Your article resonated with me because, unlike most articles on this topic, you make a case for discouraging drug consumption via the only effective means of doing so: social pressure. This is right and natural – the drug laws merely encourage crime.
At the same time, you seem to be speaking to your “anti-drug war allies.” You’re not making a case for legalization, you’re making a case for liberty.
I’m suggesting that your target audience (in this case) doesn’t really care about liberty as much as you suppose they do. They care about drugs. Those most likely to be persuaded by your reasoning are those who already agree with you. Those who disagree really don’t care about liberty. (If they did, they’d stop consuming drugs as a means to stop supporting the corrupt, violent, tyrannical governments that drugs fund.)
This is why I say you’re giving them too much credit.
Hyena
Oct 22 2010 at 9:13am
Chipotle,
What’s the problem in your scenarios? Being an complete douche bag isn’t a crime. While arguments could have been mad 20 years ago that people needed toe protected from tyrannical behavior of this sort, it’s now perfectly possible for people to make it known on the Internet that some employer isn’t worth the frustration.
Seth
Oct 22 2010 at 1:55pm
@David – Thanks. That did clear up my confusion.
Douglass Holmes
Oct 22 2010 at 4:07pm
Thank you, Professor Henderson, for reminding us that employment is a voluntary association. As chipotle’s post indicates, most people view employment as an asymmetrical relationship in which the employee needs protection from the employer.
If I don’t like the way my employer behaves, I can quit. No one is in a legal position to accuse me of wrongdoing for arbitrarily ending the relationship. But if the employer decides to end our relationship, he had better be prepared to defend his decision in court. I know I’m ‘outside the mainstream’ but I just don’t believe that is fair.
liberty
Oct 22 2010 at 4:15pm
@Aaron – No, it wasn’t. He was making the argument that employers should be free to fire whomever they please. This is an entirely different argument than one about whether an employee fired for some other reason than using pot would use the law to argue that he was in fact fired for using pot.
@David Henderson – I actually had not read the article closely when I first posted, and I think you make a very good case in it.
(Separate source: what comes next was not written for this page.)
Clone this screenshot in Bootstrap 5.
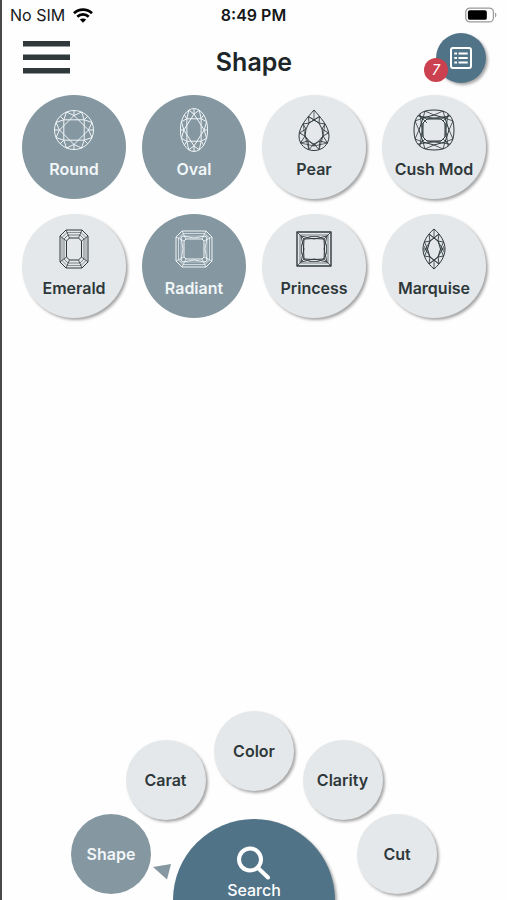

I have long been against anti-discrimination laws that restrict the freedom to hire and fire but I had not initially read the law as very restrictive. However, I now feel that you make a good case.
Brent
Oct 22 2010 at 4:20pm
I’m with Peter. This provision is a drop in the 50 gallon barrel of existing employment regulation. Proposition 19 is a big net win for liberty.
That being said, it is useful for introducing the long-forgotten idea of freedom of association.
David R. Henderson
Oct 22 2010 at 6:09pm
I agree with Brent, which is why I voted for it.
rpl
Oct 22 2010 at 6:13pm
Douglass (and I guess David, to some extent),
You should at least acknowledge the counter-argument here. The consequences to an employee from getting fired are usually a lot worse than the consequences to the employer from having an employee quit. It’s a rare employee that is so critical to his employer’s operations that the employer couldn’t get by without him for a while. On the other hand, an employee that finds himself suddenly without a job typically will have a serious problem providing basic necessities like food and shelter for himself and his family. In light of that, it’s hard to argue that there is no asymmetry between employers and employees in terms of their negotiating position.
Now, you could argue that the asymmetry is not a problem worth addressing, or that there are better ways to address it (e.g. through a social “safety net”), but to appeal to the supposed symmetry between the employee’s and employer’s positions seems specious to me.
Ben
Oct 23 2010 at 8:43pm
You have to differentiate between use and abuse. Personally, I smoked for a long time, and ran circles around the drunks at my job. I could have been fired at any time for using on the job, but wasn’t because I was performing my job above and beyond the others that had come before me. A blanket statement such as “all drug users are abusers” is absolutely absurd. Abuse is defined as any activity that has a negative impact on your personal, professional life, or your health. None of those 3 applied to me or to many of my friends. I have met more people who did not use pot who I would not trust to change a light bulb, let alone perform the complex and sometimes dangerous jobs that they did. I am so tired of the straw-man argument that anyone who smokes pot is a lazy piece of crap who deserves to live in the gutter. Sure there are people who smoke pot that do deserve to live in the gutter, but I guarantee you there are a lot more who drink alcohol and smoke cigs that ARE living in the gutter!
JDU
Oct 25 2010 at 6:06pm
The fact that Proposition 19 could end up violating employers’ rights to free association is my biggest reservation about it. There’s also the possibility that it would make it impossible for California employers to comply with federal drug-free workplace laws, which could cost thousands of jobs in California simply through the loss of federal contracts.
On balance, however, I still thing it’s worth voting for. Hopefully, these problems, which are the result of clumsy drafting, the fact that supporters of drug tend to fall on the left on the political spectrum (making them more hostile to the rights of employers), or some combination of the two, can be mitigated through subsequent legislative action. Assuming, of course, that they actually cause major problems.
But as it stands now, Prop 19, warts and all, is what we’ve got. I don’t see a better option coming along any time soon, and Prop 19’s failure would likely put the breaks on marijuana legalization for years, perhaps decades, to come.